Once again, the festive season was thoroughly celebrated — the trees went up, turkeys were ordered, and the organised got their present wrapping done with time to spare.

Getting into the festive spirit, there were also lots of brands wrapping newspapers with innovative and interesting seasonal ads. Here are some of the most eye-catching cover wraps from the past few weeks.

Chanel

The designer brand made a suitably stylish statement on Sunday, December 11, by wrapping The Sunday Times in a translucent cover wrap, printed with a repeat pattern of Chanel N°5.

Aside from the fact that opening the newspaper felt like unwrapping a present (always a good thing), the beautiful ad chimed perfectly with the sense of indulgence and luxury the perfume brand connotes.

With current talk of whether publishers can gain from the growth of luxury advertising, this ad is a brilliant example of how high-end brands can utilise newspapers beyond the range of supplements on offer.

Sainsbury’s

Christmas wouldn’t be Christmas without over-eating. There’s always room for one more wedge of stilton or a sneaky mince pie. Sainsbury’s cover wrap of The Telegraph’s Food & Drink supplement conveyed this season of gastronomic excess perfectly. Colourful and glossy, the ad folded out to provide a panoramic format depicting a family Christmas and the associated festive fare.

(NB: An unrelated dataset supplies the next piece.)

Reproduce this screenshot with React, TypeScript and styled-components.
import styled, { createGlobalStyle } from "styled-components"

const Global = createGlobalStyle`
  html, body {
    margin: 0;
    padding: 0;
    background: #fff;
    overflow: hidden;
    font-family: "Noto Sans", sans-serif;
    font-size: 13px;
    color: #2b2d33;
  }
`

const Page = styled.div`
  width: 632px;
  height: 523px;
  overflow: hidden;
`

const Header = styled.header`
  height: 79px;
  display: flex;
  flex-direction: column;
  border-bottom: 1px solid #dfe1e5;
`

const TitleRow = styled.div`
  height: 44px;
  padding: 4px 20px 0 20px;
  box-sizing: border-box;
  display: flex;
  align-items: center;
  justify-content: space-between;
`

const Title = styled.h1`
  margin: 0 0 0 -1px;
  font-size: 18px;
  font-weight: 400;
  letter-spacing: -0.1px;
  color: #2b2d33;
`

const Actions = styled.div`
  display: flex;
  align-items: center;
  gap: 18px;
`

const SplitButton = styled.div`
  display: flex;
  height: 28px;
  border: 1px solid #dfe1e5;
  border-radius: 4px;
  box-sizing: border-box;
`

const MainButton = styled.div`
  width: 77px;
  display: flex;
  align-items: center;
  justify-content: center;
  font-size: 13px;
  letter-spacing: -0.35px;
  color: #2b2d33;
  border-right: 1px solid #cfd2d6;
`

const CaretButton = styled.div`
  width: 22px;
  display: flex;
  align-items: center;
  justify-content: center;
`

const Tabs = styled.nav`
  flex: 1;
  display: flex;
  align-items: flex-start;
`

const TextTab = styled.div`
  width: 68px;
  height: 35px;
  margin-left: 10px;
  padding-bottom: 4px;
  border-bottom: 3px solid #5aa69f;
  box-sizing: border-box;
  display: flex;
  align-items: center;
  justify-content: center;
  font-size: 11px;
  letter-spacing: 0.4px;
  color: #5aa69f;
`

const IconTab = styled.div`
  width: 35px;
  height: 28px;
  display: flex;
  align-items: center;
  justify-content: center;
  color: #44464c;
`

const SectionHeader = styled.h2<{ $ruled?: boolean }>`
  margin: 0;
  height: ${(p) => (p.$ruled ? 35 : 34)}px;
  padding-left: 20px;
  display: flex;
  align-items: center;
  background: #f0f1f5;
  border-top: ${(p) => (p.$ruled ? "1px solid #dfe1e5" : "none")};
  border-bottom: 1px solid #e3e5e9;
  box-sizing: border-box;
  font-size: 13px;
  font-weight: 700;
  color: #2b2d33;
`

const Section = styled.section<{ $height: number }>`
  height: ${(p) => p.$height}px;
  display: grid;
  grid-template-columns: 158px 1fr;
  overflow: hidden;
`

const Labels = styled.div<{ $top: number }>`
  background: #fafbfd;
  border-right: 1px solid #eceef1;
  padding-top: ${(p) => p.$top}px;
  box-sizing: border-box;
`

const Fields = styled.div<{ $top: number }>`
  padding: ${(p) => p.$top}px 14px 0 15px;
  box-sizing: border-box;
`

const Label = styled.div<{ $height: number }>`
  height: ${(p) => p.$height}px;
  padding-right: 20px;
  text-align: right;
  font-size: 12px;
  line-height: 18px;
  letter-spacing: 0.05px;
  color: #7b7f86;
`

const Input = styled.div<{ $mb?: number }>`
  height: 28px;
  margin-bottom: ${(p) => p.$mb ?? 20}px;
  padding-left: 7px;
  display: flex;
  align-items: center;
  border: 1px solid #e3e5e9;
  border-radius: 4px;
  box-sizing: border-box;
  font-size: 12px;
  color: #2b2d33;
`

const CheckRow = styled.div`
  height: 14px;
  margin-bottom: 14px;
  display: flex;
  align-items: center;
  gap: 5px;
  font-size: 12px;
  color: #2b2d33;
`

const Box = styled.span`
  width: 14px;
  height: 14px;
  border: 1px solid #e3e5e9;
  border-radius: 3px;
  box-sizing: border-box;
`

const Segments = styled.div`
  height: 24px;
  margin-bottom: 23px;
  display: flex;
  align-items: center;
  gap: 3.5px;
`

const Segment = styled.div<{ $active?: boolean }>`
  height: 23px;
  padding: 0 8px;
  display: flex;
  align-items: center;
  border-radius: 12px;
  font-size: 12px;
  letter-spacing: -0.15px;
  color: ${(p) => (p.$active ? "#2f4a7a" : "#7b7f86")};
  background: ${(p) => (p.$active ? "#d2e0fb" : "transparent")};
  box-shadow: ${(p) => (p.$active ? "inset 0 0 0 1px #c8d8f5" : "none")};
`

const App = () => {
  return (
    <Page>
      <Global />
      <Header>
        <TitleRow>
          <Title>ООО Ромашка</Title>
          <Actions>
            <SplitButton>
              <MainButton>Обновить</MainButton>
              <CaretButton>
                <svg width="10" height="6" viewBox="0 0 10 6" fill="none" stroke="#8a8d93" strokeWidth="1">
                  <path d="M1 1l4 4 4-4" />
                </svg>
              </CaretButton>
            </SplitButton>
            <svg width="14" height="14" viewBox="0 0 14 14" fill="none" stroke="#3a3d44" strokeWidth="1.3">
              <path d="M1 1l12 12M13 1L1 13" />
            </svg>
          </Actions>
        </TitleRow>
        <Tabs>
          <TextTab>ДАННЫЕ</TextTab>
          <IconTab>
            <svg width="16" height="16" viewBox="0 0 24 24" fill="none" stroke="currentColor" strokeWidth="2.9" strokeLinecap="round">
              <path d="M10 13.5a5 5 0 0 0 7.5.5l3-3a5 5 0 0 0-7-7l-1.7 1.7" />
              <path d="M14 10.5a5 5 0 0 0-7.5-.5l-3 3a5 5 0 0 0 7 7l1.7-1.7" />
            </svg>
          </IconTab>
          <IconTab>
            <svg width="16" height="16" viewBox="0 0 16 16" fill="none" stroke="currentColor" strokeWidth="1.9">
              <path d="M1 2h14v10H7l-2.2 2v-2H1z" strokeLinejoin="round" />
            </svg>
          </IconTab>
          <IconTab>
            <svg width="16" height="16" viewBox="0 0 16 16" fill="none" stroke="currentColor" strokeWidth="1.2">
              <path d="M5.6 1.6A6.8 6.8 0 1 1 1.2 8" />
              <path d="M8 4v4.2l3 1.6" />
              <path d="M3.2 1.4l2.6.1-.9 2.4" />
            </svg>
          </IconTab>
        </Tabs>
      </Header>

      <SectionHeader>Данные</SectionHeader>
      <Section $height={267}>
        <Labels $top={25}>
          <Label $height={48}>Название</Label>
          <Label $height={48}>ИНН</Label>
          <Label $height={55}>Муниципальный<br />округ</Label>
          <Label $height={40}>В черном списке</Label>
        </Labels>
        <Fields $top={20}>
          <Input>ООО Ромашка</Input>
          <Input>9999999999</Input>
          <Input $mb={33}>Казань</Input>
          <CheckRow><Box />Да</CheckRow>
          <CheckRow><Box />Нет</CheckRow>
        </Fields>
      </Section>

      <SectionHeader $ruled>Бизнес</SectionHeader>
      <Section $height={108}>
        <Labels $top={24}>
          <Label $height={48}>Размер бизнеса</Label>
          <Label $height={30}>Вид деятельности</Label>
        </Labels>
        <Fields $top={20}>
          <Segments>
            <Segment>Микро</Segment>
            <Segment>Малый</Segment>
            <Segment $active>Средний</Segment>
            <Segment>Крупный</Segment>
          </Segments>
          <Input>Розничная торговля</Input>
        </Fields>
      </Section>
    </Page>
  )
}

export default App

It’s a brilliant use of print to communicate the excess of Christmas in an engaging way. The fact that readers have to touch the ad in order to unfold it is also a plus, considering that Newsworks’ “Touching is believing” research with UCL and PHD found that touching print ads increases people’s belief that a brand is honest and sincere by 41%, quality perceptions by 20%, and purchase intent by 24%.

Half a Sixpence

Theatreland comes into its own at this time of year. Whether it’s carols, the ballet, or a good old musical, the west end of London teems with stage stars and captive audiences. In this environment, a cover wrap on the Evening Standard in mid-December publicised the capital’s run of Half a Sixpence.

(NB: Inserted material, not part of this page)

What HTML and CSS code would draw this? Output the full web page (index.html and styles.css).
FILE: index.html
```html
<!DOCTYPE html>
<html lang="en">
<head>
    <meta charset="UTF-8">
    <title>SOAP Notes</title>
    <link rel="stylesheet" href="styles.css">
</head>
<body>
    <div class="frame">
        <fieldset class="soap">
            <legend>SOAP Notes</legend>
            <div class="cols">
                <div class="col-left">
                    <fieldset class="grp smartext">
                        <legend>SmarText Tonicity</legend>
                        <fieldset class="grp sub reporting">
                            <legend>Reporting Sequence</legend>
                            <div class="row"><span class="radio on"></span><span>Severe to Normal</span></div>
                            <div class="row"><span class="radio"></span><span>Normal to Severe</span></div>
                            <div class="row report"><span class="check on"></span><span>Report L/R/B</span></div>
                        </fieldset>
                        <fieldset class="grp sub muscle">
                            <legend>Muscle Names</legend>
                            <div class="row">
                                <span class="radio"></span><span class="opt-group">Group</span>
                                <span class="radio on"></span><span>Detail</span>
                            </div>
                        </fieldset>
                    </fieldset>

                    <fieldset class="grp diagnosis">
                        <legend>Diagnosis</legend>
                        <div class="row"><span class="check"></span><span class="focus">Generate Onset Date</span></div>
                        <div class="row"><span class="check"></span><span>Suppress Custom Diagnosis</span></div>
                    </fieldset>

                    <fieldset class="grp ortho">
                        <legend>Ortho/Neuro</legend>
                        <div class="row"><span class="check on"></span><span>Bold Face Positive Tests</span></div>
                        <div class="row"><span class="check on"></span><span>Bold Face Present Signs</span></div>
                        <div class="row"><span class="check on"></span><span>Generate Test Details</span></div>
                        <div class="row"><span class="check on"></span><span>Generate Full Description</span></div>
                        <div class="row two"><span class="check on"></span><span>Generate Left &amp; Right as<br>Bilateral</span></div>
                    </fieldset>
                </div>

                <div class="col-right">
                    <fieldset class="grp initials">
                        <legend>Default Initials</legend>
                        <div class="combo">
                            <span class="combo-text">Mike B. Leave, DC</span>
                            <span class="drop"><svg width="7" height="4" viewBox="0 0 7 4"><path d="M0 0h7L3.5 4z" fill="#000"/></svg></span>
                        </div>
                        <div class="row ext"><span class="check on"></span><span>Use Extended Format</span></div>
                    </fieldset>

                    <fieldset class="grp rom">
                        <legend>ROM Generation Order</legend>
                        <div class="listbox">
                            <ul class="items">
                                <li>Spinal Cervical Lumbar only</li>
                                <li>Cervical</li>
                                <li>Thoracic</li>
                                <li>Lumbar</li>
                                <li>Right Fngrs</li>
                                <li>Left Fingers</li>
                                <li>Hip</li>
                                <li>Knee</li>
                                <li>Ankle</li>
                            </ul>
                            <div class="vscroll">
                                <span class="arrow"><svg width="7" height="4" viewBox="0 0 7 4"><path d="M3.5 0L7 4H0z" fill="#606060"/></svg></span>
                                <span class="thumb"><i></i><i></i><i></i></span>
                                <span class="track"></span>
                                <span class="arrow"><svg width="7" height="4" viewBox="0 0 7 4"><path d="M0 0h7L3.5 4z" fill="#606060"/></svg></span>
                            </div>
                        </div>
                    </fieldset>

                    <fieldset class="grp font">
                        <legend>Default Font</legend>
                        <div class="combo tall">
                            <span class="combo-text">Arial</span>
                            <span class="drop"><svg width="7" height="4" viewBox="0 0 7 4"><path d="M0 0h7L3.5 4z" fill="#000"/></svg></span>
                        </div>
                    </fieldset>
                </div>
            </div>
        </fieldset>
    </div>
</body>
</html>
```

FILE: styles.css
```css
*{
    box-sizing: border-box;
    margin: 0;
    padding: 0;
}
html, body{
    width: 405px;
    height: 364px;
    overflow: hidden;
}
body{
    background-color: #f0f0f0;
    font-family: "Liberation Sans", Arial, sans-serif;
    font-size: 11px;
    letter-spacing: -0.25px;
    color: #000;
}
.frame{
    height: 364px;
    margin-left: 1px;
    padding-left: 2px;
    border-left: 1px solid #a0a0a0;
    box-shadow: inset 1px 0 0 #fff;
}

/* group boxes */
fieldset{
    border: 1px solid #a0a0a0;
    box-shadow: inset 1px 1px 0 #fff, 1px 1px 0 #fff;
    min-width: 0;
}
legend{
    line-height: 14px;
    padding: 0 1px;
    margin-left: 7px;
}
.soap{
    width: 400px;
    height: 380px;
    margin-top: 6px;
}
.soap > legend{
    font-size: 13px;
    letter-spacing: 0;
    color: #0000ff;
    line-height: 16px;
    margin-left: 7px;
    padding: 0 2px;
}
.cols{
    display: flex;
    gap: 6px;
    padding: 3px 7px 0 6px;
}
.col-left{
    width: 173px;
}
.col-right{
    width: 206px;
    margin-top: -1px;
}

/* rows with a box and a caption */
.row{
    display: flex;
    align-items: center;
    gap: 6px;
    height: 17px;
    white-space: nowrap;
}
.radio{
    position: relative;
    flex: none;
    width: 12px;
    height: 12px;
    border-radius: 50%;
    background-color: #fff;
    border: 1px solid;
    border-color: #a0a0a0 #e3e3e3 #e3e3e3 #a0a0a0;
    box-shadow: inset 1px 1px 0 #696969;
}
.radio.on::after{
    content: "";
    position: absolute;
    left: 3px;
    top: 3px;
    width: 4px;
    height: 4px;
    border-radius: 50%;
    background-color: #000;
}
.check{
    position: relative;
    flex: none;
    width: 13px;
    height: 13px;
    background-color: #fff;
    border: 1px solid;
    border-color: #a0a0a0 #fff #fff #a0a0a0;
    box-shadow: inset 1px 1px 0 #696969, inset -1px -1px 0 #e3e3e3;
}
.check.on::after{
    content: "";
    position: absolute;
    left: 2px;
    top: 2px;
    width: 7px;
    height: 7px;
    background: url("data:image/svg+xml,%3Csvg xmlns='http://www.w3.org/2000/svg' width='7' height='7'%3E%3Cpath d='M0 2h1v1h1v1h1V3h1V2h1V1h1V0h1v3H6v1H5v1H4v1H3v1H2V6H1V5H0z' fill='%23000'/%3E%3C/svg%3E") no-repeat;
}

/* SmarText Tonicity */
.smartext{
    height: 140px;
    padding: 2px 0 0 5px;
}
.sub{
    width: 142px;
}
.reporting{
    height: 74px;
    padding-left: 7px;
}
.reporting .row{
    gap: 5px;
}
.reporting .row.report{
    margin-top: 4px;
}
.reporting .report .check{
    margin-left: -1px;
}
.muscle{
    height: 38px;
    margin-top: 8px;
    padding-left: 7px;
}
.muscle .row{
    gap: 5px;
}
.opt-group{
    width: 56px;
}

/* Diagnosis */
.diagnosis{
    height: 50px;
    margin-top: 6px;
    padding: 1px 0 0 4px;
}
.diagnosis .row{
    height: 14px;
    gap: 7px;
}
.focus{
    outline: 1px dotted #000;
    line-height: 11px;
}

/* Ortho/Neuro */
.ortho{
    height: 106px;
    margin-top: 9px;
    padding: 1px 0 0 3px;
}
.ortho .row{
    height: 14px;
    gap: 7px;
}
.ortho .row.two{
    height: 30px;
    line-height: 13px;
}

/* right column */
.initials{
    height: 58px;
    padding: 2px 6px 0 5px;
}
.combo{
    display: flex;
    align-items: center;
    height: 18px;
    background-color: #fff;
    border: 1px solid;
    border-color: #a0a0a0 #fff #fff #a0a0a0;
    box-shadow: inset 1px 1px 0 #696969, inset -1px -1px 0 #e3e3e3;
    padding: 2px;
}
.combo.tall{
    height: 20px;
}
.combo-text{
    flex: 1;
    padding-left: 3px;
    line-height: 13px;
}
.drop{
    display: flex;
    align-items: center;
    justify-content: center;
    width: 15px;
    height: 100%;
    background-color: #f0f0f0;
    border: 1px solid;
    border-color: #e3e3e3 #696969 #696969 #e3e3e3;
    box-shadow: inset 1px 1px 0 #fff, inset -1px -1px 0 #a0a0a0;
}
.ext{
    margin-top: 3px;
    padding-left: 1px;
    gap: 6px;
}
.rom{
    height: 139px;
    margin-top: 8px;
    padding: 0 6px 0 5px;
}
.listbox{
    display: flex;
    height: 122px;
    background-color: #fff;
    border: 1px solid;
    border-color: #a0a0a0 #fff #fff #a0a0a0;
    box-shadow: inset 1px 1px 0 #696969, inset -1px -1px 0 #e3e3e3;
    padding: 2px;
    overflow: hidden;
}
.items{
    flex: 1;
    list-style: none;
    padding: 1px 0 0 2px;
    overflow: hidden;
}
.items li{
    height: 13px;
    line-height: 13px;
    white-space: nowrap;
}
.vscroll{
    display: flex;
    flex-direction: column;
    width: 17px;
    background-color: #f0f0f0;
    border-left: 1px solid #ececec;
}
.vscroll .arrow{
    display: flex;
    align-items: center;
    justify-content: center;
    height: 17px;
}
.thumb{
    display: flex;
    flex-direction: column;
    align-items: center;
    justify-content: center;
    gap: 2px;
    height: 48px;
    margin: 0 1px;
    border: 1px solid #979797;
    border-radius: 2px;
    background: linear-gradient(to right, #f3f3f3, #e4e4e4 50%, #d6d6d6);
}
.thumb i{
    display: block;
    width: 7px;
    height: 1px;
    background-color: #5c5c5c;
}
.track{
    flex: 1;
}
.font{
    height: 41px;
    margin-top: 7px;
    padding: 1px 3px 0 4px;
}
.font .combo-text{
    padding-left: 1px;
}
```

It’s no secret that all shows aspire to rave reviews in the following morning’s newspapers (which was actually the case when this production made its London debut in November), so the cover wrap played on its medium cleverly by creating its own front page.

Headlined “Flash Bang Wallop — What a show!,” the creative was ideally placed to grab attention and make an impact.

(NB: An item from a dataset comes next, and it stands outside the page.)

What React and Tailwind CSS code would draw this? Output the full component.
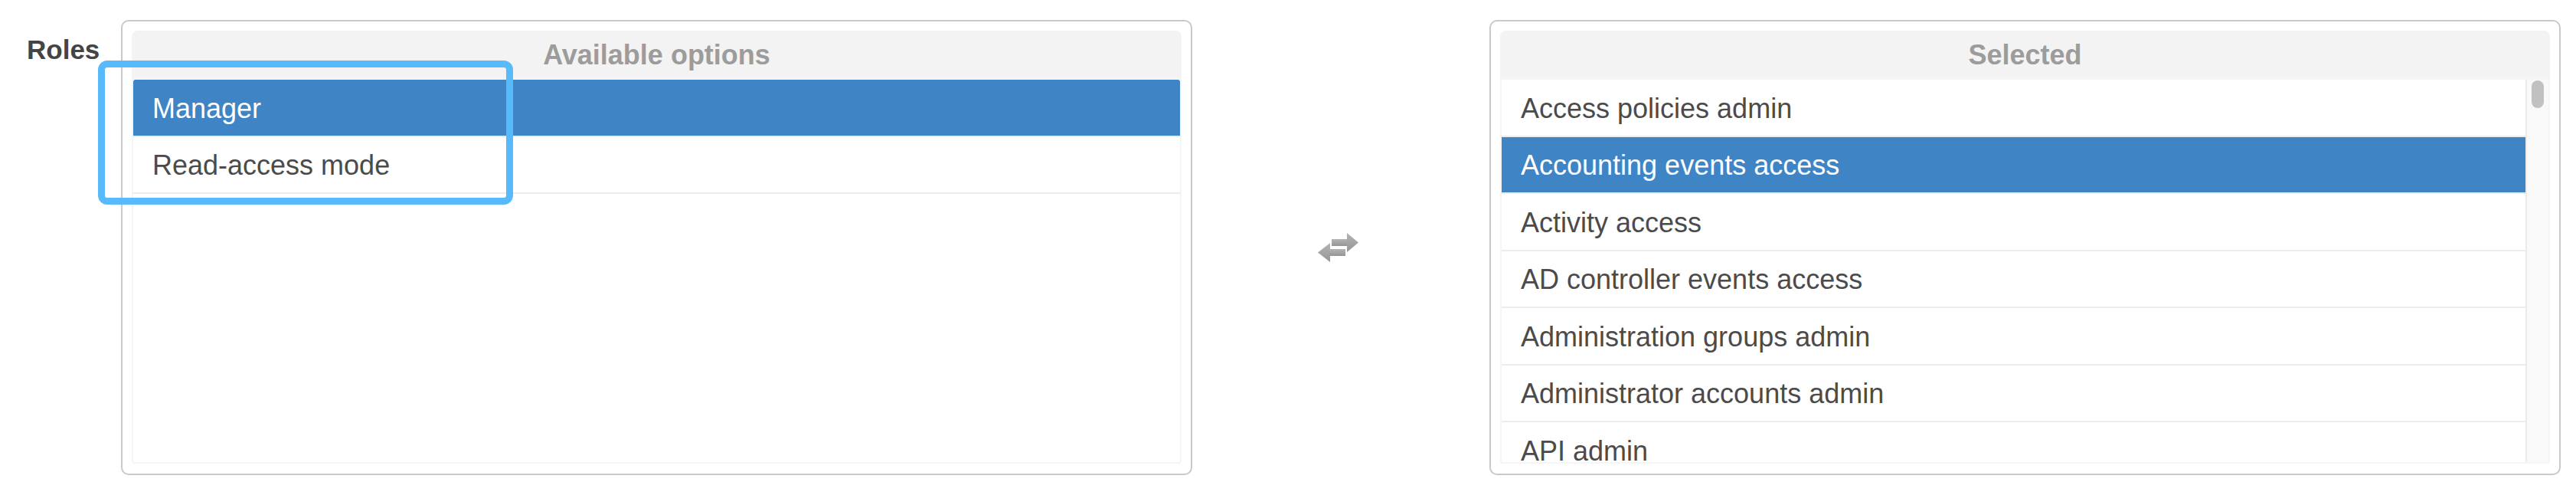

A London theatre production grabbed headlines and caught attention with its innovative print advertising
A London theatre production grabbed headlines and caught attention with its innovative print advertising

From Christmas gifts to festive feasting to seasonal shows, the above examples demonstrate how newspaper cover wraps can create a sense of occasion in a unique way. By experimenting with size, material, and content, they push the boundaries of the standard cover wrap format to make an innovative and eye-catching statement.